At the moment that the Clock-Tower ... is being murdered, we begin our hunger-strike... against the Hong Kong SAR Gov't, the so-called "Ruled by Hong Kong People" and "For the people" one.

It goes on:

Someone may say, we are too late. We say, the opposing voice have never stopped. Professionals ... have prepared alternative plans but the gov't does not listen... We can only use the most fundamental weapon of the people, our body to resist the black hand behind the bulldozer.

It seems that this is a focal point for people who want real democracy to come to Hong Kong. Universal suffrage. Free elections. The flyer goes on:

Let Cultural Heritage and Public Space of Hong Kong People return to democratic discussion procedures.

We demand real "For The People".

We want to be Real Hong Kong People and our Real Hong Kong Culture.

If this is supposed to be a touchstone for the burgeoning democracy movement, I don't know how effective it's being. The government realizes now that many Hong Kong people feel they have gone too far. But only 100 or maybe 200 people are here. They're not really disrupting anything. Most Hong Kong people I've talked to are sad to see the clock tower go. But most of them are not at the protest.

Friday, December 15, 2006

Out with the old

Someone was visiting Hong Kong from Germany recently, and asked me about where to find old buildings.

There basically aren't any, really. Certainly not for European standards.

For that, go to Xi'an in the middle of mainland China. That was the capital of China for centuries, and by those standards, Beijing is a newcomer, being the capital of China for only 700 years.

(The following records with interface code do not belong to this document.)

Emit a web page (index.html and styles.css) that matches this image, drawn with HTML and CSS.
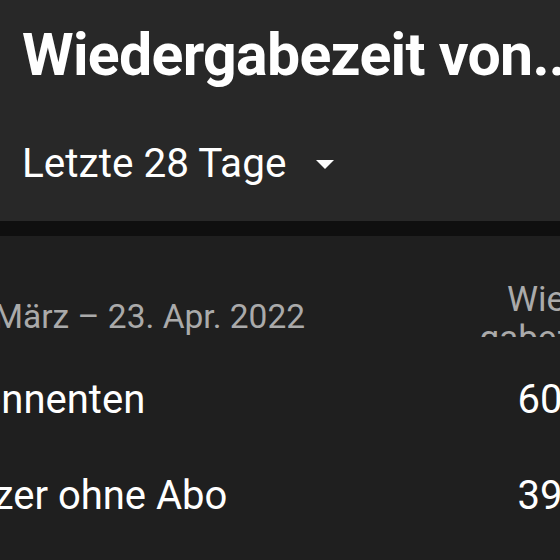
FILE: index.html
```html
<!DOCTYPE html>
<html lang="de">
<head>
<meta charset="utf-8">
<title>Wiedergabezeit</title>
<link rel="stylesheet" href="styles.css">
</head>
<body>
<header class="top">
  <h1 class="title">Wiedergabezeit von...</h1>
  <div class="range">
    <span class="range-label">Letzte 28 Tage</span>
    <span class="caret"></span>
  </div>
</header>
<div class="band"></div>
<main class="panel">
  <div class="table">
    <div class="head-date">27. März – 23. Apr. 2022</div>
    <div class="head-metric"><span class="hl">Wieder-</span><span class="hl hl-2">gabezeit</span></div>
    <div class="cell-label first">Abonnenten</div>
    <div class="cell-value first">60,4 %</div>
    <div class="cell-label">Nutzer ohne Abo</div>
    <div class="cell-value">39,6 %</div>
  </div>
</main>
</body>
</html>
```
FILE: styles.css
```css
html, body {
  margin: 0;
  padding: 0;
}
body {
  width: 560px;
  height: 560px;
  overflow: hidden;
  background: #1f1f1f;
  font-family: Roboto, "Noto Sans", sans-serif;
  color: #ffffff;
}
.top {
  background: #282828;
  height: 221px;
  box-sizing: border-box;
  padding: 19px 0 0 22px;
}
.title {
  margin: 0;
  font-size: 59px;
  line-height: 71px;
  font-weight: 700;
  white-space: nowrap;
  letter-spacing: -0.7px;
}
.range {
  margin-top: 49px;
  display: flex;
  align-items: center;
  gap: 30px;
  height: 48px;
}
.range-label {
  font-size: 40.5px;
  line-height: 48px;
}
.caret {
  width: 0;
  height: 0;
  border-left: 9px solid transparent;
  border-right: 9px solid transparent;
  border-top: 9px solid #ffffff;
  margin-top: 2px;
}
.band {
  height: 15px;
  background: #0f0f0f;
}
.panel {
  padding-top: 44px;
}
.table {
  margin-left: -70px;
  width: 695px;
  display: grid;
  grid-template-columns: 1fr auto;
  align-items: end;
}
.head-date {
  font-size: 33.5px;
  line-height: 40px;
  padding-left: 9px;
  color: #aaaaaa;
  white-space: nowrap;
}
.head-metric {
  font-size: 35px;
  line-height: 39px;
  color: #aaaaaa;
  height: 57px;
  overflow: hidden;
  display: flex;
  flex-direction: column;
  align-items: flex-end;
}
.hl {
  white-space: nowrap;
}
.hl-2 {
  padding-right: 13px;
}
.cell-label,
.cell-value {
  font-size: 40px;
  line-height: 44px;
  padding: 26px 0;
  white-space: nowrap;
}
.cell-label.first,
.cell-value.first {
  margin-top: 15px;
}
.cell-value {
  text-align: right;
  margin-right: -7px;
}
```
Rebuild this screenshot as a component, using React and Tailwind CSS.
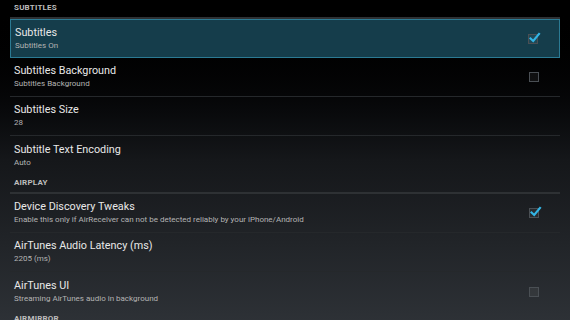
import React from 'react'

const CheckBox = ({ checked }) => {
  return (
    <div className="relative w-[10px] h-[10px] border border-[#4a4f54] bg-white/5 mr-[21px]">
      {checked && (
        <svg className="absolute left-[0px] -top-[3px]" width="12" height="11" viewBox="0 0 12 11">
          <path d="M1.5 6.5 L4.2 9 L10 2" fill="none" stroke="#33b5e5" strokeWidth="2.2" strokeLinecap="square" />
        </svg>
      )}
    </div>
  )
}

const Header = ({ label }) => (
  <div className="h-[19px] border-b-2 border-[#2e3134] flex items-center pl-[4px] pb-[1px]">
    <span className="text-[8px] font-bold text-[#bdbdbd] tracking-[0.2px]">{label}</span>
  </div>
)

const Item = ({ title, summary, checkbox, checked, active, last }) => {
  const base = 'h-[39px] flex items-center pl-[4px]'
  const cls = active
    ? base + ' bg-[#153d4b] border border-[#2b7a93] pl-[3px]'
    : last
    ? base
    : base + ' border-b border-[#25282b]'
  return (
    <div className={cls}>
      <div className="flex-1 flex flex-col pb-[1px]">
        <span className="text-[10.8px] leading-[14px] text-[#e8e8e8]">{title}</span>
        <span className="text-[8px] leading-[11px] text-[#b4b4b4]">{summary}</span>
      </div>
      {checkbox && <CheckBox checked={checked} />}
    </div>
  )
}

export default function App() {
  return (
    <div
      className="w-[570px] h-[320px] overflow-hidden bg-gradient-to-b from-[#000000] via-[#15171a] to-[#2d3136] px-[10px]"
      style={{ fontFamily: 'Roboto, "Liberation Sans", sans-serif' }}
    >
      <Header label="SUBTITLES" />
      <Item title="Subtitles" summary="Subtitles On" checkbox checked active />
      <Item title="Subtitles Background" summary="Subtitles Background" checkbox />
      <Item title="Subtitles Size" summary="28" />
      <Item title="Subtitle Text Encoding" summary="Auto" last />
      <Header label="AIRPLAY" />
      <Item
        title="Device Discovery Tweaks"
        summary="Enable this only if AirReceiver can not be detected reliably by your iPhone/Android"
        checkbox
        checked
      />
      <Item title="AirTunes Audio Latency (ms)" summary="2205 (ms)" />
      <Item title="AirTunes UI" summary="Streaming AirTunes audio in background" checkbox last />
      <Header label="AIRMIRROR" />
    </div>
  )
}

Hong Kong was a backwater town with nothing of note when the British took over after the first Opium War in the 1840s, and only grew when persecution in China caused many Chinese to flee here. You'd be hard pressed to find any building that even dates from the 19th century, because Hong Kong has never been a fan of preserving their history.

Go to Macau, a Portuguese colony a short boatride away, and there's colonial architecture going back 400 years. But in Hong Kong, the colonial architecture was taken down to make room for skyscrapers.

In fact, when the Bank of China decided to build its landmark skyscraper, they decided to tear down the earliest colonial building in Hong Kong, Murray House, to do it. Some people protested, and the government ordered that Murray House be dismantled and built somewhere else. They dismantled it, quickly built the Bank of China building, then decades later finally got aroudn to rebuilding Murray House in Stanley, where the British live. There are still six columns that are left over that they don't know what to do with.

Well, this year, the big news is they are tearing down the Star Ferry pier. The Star Ferry is a common way to get from Kowloon to Hong Kong island, and has two piers on the Kowloon side, and two piers on the Hong Kong side. The best-known one is Edinburgh Place on the Hong Kong side. It has a clock tower and is a Hong Kong landmark.

Well, they're tearing it down to build a shopping mall. The Star Ferry now docks at Central Pier, which is about a block away.

Welcome to Hong Kong, where your Lonely Planet guide is obsolete by the time it makes it off the printing press.

Here's Edinburgh Place, with scaffolding as they prepare to demolish it:

This is the side that faces inland. The tower in the middle has a clockface that they're removing.

The Star Ferry now docks at Central Pier:

And now locals, upon arriving at the pier by the Star Ferry, are a bit confused as to how to get to where they need to go:

Well, not all of Hong Kong is happy about the demolition. There have been protests. A couple dozen people are trying to stop the bulldozing, and a few people have been arrested. Still, the Chief Executive Donald Tsang says the demolition will continue. Maybe the clockface will be incorporated into the design of the shopping mall, he says.

Thursday, December 14, 2006

A Student Video

Sean Bartemes, one of the exchange students at Hong Kong Baptist University (not from Pepperdine but from the US) is studying film, and for one of his classes, did a short. It's on Youtube now. Check it out:

The Hong Kong Job

Yes, that is exactly what happens at Hong Kong Baptist University. Send your students here and that is the kind of thing they will get into. Just kidding. But Sean did a good job, I think.

Sunday, December 10, 2006

Taikonauts and Nazis

The US space program had lots of help from European-trained engineers who fled or were forced out of top positions by the Nazis during World War II. Before this, the United States had lots of production capacity, but little in the way of technical scientific expertise. The US, being practical-minded, never invested a great deal in basic research, unlike Germany, France, and other European nations who saw basic science as an end in itself.

When the Nazis took over, they made a point to kick out of academic posts and government positions those whose views or race they saw as suspect. Many of these people fled to the US, where they helped in the war effort and later, the Cold War and the Space Race.

I bring this up because I just read an article in the South China Morning Post about China's race to the moon. In it, one man features prominently: Tsien Hsuehshen (Qian Xueshen). He is basically the father of China's space program. And get this: he got his start by getting kicked out of the US during the McCarthy period. Here's what The Economist says, in an article from April 11, 2002, "Taikonauts are go":

China's space programme was unwittingly spurred by the Americans. Nearly 100 scientists of Chinese ancestry were thrown out during the McCarthyite era and sent to the recently formed People's Republic. One of them was Tsien Hsueshen, an aeronautical engineer who was an expert in the new technology of jet propulsion. In 1956 he became head of China's new missile programme.

Dr Tsien's team, working initially with Russian help and then—after the rupture of relations between the Soviet Union and the People's Republic in 1959—on its own, built up a secretive but successful operation. It was based, like the Soviet and American programmes, on knowledge gleaned from Germany's second-world-war V-2 missile project. Before the rupture, the Russians gave China a slightly improved version of the V-2, known as the R-2, and the team took it to pieces to find out how it worked. By the time the Russians had left, Chinese engineers were expert enough to strike out on their own. Within a few months, they had successfully launched their first home-grown R-2, known as Dong Feng (East Wind).

Paranoia has a nasty self-defeating effect.